Strona główna • Tureckie Skoki Narciarskie

Ipcioglu: Zarabiam mniej niż piłkarz 3. ligi, ale wszystko robię dla tureckiej flagi

Turecki skoczek Fatih Arda Ipcioglu, który tej zimy wywalczył swoje pierwsze punkty do klasyfikacji generalnej Pucharu Świata, zyskał sobie w Polsce spore grono sympatyków, a jego historia stała się inspirująca dla wielu kibiców. W rozmowie z portalem Trtspor.com.tr opowiedział o kilku aspektach swojej przygody z egzotyczną dyscypliną sportu. Poniżej prezentujemy jej obszerne fragmenty.
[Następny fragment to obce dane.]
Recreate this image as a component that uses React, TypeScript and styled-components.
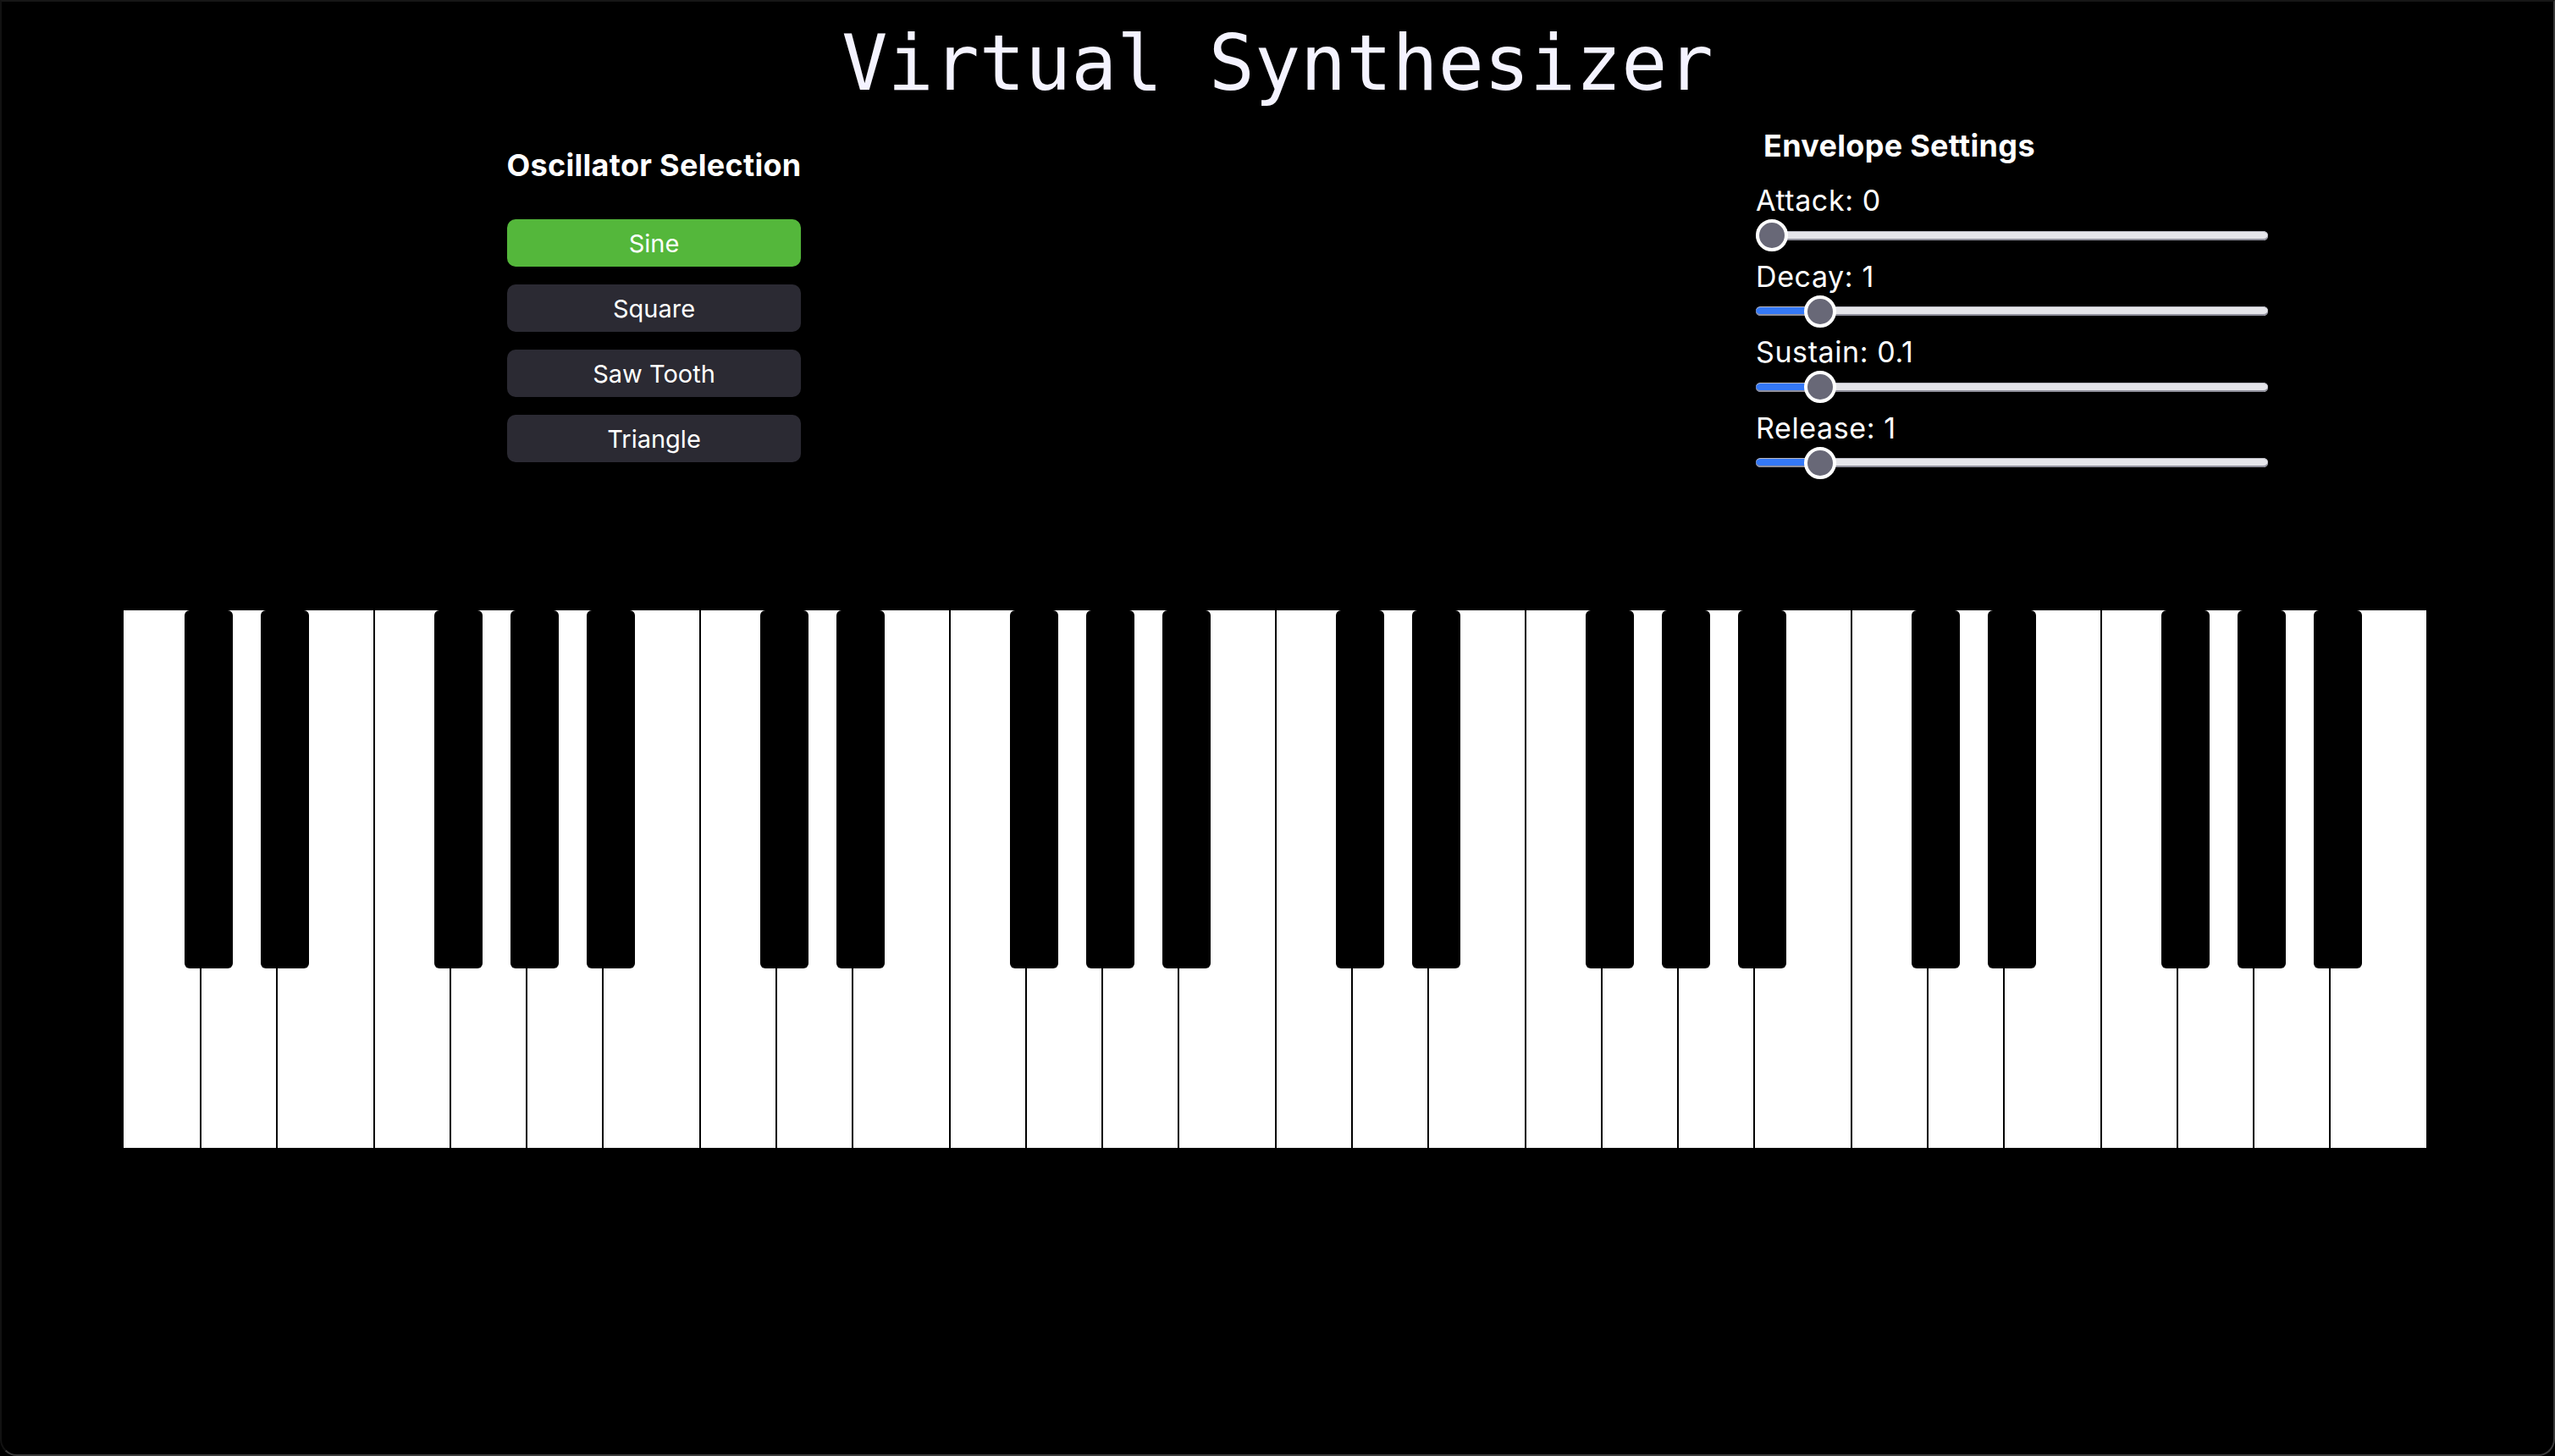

O letnim rollercoasterze: 

- Prawdziwą szkołę życia przeżyłem latem ubiegłego roku. Mieliśmy jechać prosto z Czech na Puchar Kontynentalny do Rumunii, aby walczyć o wypełnienie limitu na igrzyska. Jednak zmarł mój dziadek i musiałem wrócić do Turcji. Mój trener powiedział, że występ w Rumunii jest bardzo ważny, że powinienem mimo cierpienia tam jechać. Powiedziałem mu, że uzgodnię to z rodziną. Po spotkaniu rodzinnym zdecydowałem się na wyjazd  do Rumunii. Pierwszy konkurs ukończyłem na 6 miejscu. To był największy sukces w naszej historii. Nawet mój trener był mocno zaskoczony. Powiedziałem sobie, że drugiego dnia będę na podium. Nazajutrz mój kolega z drużyny otrzymał pozytywny test na obecność koronawirusa. Gdyby nie to, miałbym to podium. 

O kwestiach sprzętowych:

- Sprzęt w naszej dyscyplinie robi ogromną różnicę. Postaram się wykorzystać to podczas igrzysk. Oczywiście, gdybyśmy dysponowali materiałem wyższej jakości, byłoby nam łatwiej. Kombinezony, w których startujemy są szyte na miarę z bardzo delikatnego materiału. Musimy je często zmieniać, choć powinniśmy jeszcze częściej. Na nartach, które aktualnie posiadam, startuję od trzech lat, zarówno latem jak i zimą. Sportowcy, którzy zdobywają medale na igrzyskach przymierzają po pięć kombinezonów tygodniowo, my dysponujemy pięcioma na całą zimę.

O zakończeniu kariery:

- Teoretycznie mogłem zakończyć moją karierę w 2018 roku. Czasem sportowiec, po osiągnięciu takiego celu jak udział w igrzyskach czuje się spełniony. Jednak powiedziałem sobie, że mój rozdział olimpijski, który otworzyłem w 2018 roku, mam absolutnie niezamknięty. Liczę teraz na miejsce w pierwszej trzydziestce. Cały czas piszę swoją historię, ciężko trenuję i startuję. Rodziców nie widuję regularnie od 4 lat. Sezon kończy się w marcu. Po jego zakończeniu zacznę myśleć o przyszłości i zdecyduję o tym co dalej.

O swoich zarobkach:

-  Nawet jeśli nie zarobię ani grosza na dalszym skakaniu, zrobię wszystko dla mojej flagi. Jednak pokolenie, które nas kiedyś zastąpi, może zapytać: „Co teraz robi Fatih Arda, co się z nim stało, kim ja będę, kiedy skończę skakać?" W tej chwili nie zarabiam nawet tyle co piłkarz 3. ligi. Nie otrzymałem żadnych pieniędzy za dziewięć startów w konkursach głównych Pucharu Świata. Międzynarodowa Federacja Narciarska wypłaca tylko niewielką kwotę, jeśli znajdziemy się w pierwszej trzydziestce. Nasze ministerstwo i federacja nie mają sprecyzowanego regulaminu przyznawania nagród. W przeszłości zarabiałem więcej. Teraz koszty mojego życia wzrosły, a dochody spadły. Mój ojciec jest handlowcem, zarobiłbym dużo więcej, gdybym prowadził z nim rodzinny interes. Ale ja od małego chciałem reprezentować naszą flagę. Zarobki nie są dla mnie tak ważne, nie wiem jednak, czy następne pokolenie będzie miało podobne podejście.